In The Crowd, we see how a high-angle shot of a grid full of identical desks can diminish a character, making him look small and insignificant. But Mad Man’s directors and cinematographers have developed a preference for the low-angle shot, allowing them, much like Wilder, to pull a ceiling arrayed with fluorescent lights into the frame. Weekly television programs that need to be shot quickly, such as sitcoms and soap operas, typically hang lights where ceilings would be and consequently those genres rarely show ceilings. In contrast, Matt Weiner commissioned an elaborate lighting plan that put “practicals”—functioning fluorescent lights—into the ceiling to illuminate the Mad Men set.
Much has been made of the sleek, late-fifties/modernist look of the show and fluorescent lights are a key component of that look. Introduced to the public during the 1939 New York World’s Fair, they spread throughout factories during World War II and then became a defining feature of the office workplace in the 1950s.

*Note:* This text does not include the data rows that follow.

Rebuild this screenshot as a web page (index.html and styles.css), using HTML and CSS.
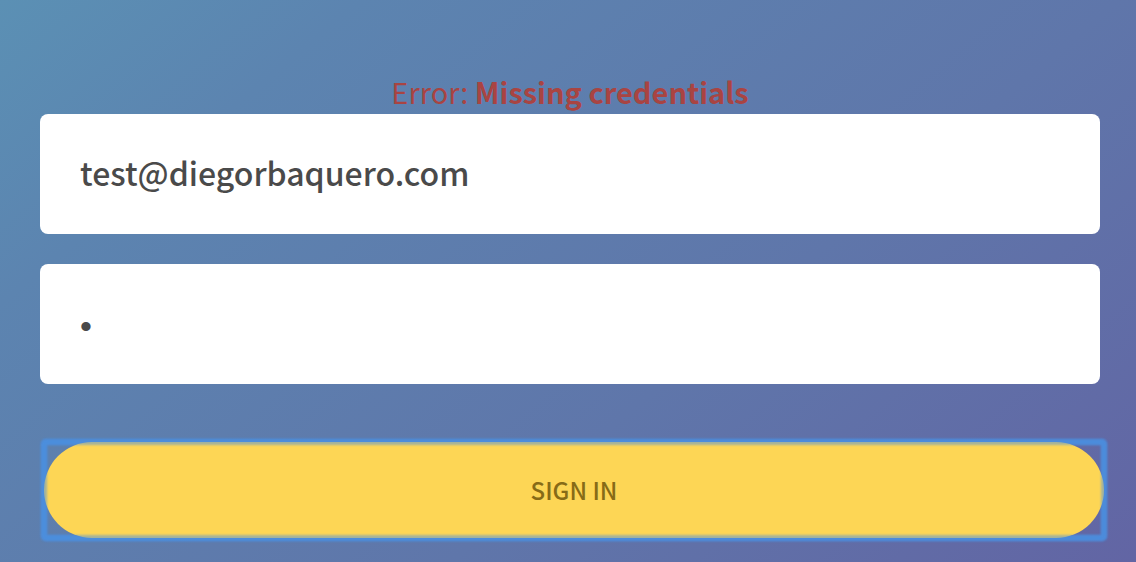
FILE: index.html
```html
<!DOCTYPE html>
<html lang="en">
<head>
<meta charset="utf-8">
<title>Sign in</title>
<link rel="stylesheet" href="styles.css">
</head>
<body>
<form class="login">
  <p class="error" role="alert">Error: <strong>Missing credentials</strong></p>
  <input class="field" type="email" aria-label="Email" value="test@diegorbaquero.com">
  <input class="field field-password" type="password" aria-label="Password" value="a">
  <button class="submit" type="button">SIGN IN</button>
</form>
</body>
</html>
```
FILE: styles.css
```css
* {
  box-sizing: border-box;
}

body {
  margin: 0;
  min-height: 100vh;
  background: linear-gradient(140deg, #5b90b4 0%, #5c84b0 20%, #5f76aa 62%, #6265a4 100%);
  font-family: "Noto Sans CJK SC", "Noto Sans", sans-serif;
}

.login {
  display: flex;
  flex-direction: column;
  isolation: isolate;
  padding: 70px 36px 24px 40px;
}

.error {
  margin: 0;
  padding-bottom: 2px;
  color: #a94442;
  font-size: 29px;
  line-height: 42px;
  text-align: center;
}

.field {
  height: 120px;
  margin: 0 0 30px;
  padding: 0 40px 4px;
  border: 0;
  border-radius: 8px;
  outline: 0;
  background: #fff;
  color: #4a4a4a;
  font: 500 32px "Noto Sans CJK SC", "Noto Sans", sans-serif;
}

.field-password {
  padding: 4px 40px 0;
  font: 34px "Liberation Sans", Arial, sans-serif;
}

.submit {
  position: relative;
  height: 96px;
  margin: 28px -4px 0 4px;
  padding: 0 0 2px;
  border: 0;
  border-radius: 48px;
  background: #fdd655;
  color: #876b17;
  font: 500 24px "Noto Sans CJK SC", "Noto Sans", sans-serif;
}

/* Focus ring: full strength behind the pill, translucent over its edge */
.submit::before,
.submit::after {
  content: "";
  position: absolute;
  inset: -3px;
  border: 6px solid #4a90e2;
  border-radius: 5px;
  filter: blur(1px);
}

.submit::before {
  z-index: -1;
  opacity: 0.8;
}

.submit::after {
  opacity: 0.5;
}
```
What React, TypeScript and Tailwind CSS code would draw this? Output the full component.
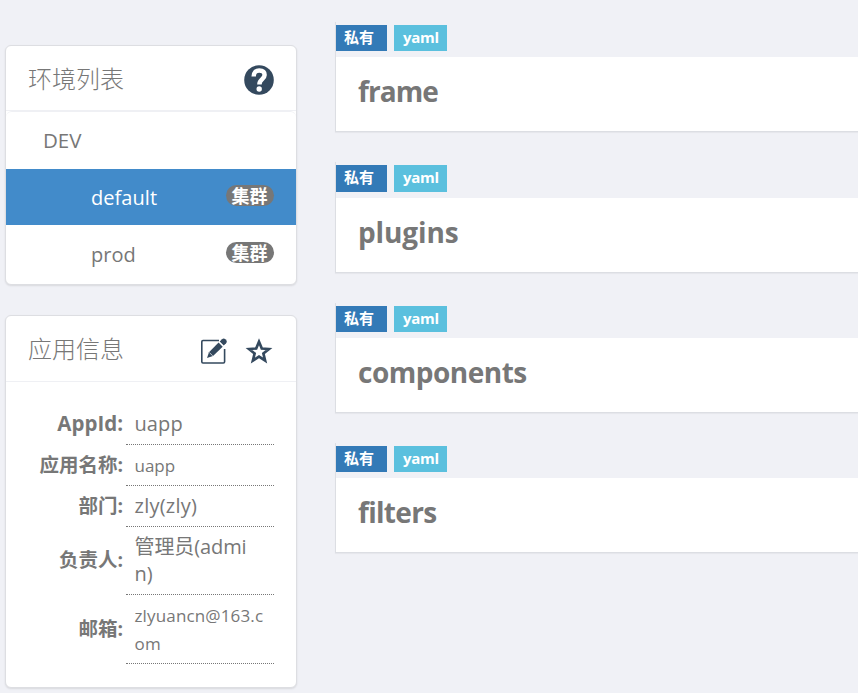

Mad Men’s characters have different, emblematic relationships with the lighting grid. Powerful Don moves beneath them without hesitation, the master of any space he enters (except perhaps his beatnik girlfriend’s apartment). The voluptuous Joan is also quite mobile. When she towers over Peggy, her curves stand out against the grid of the ceiling, emphasizing how her masquerade of femininity is the source of her power. Peggy, however, is stuck at her desk. This scene is followed by a shot of Peggy from an extreme low angle, the camera moving to reveal her face from behind an iconic, but slightly anachronistic, Selectric typewriter.
The metaphoric glass ceiling that limits the women of Mad Men is incarnated in a literal one of acoustic tiles and fluorescent lights. It is only once Peggy escapes her desk, moving into an office after she becomes a copywriter, that the fluorescents no longer bear down upon her.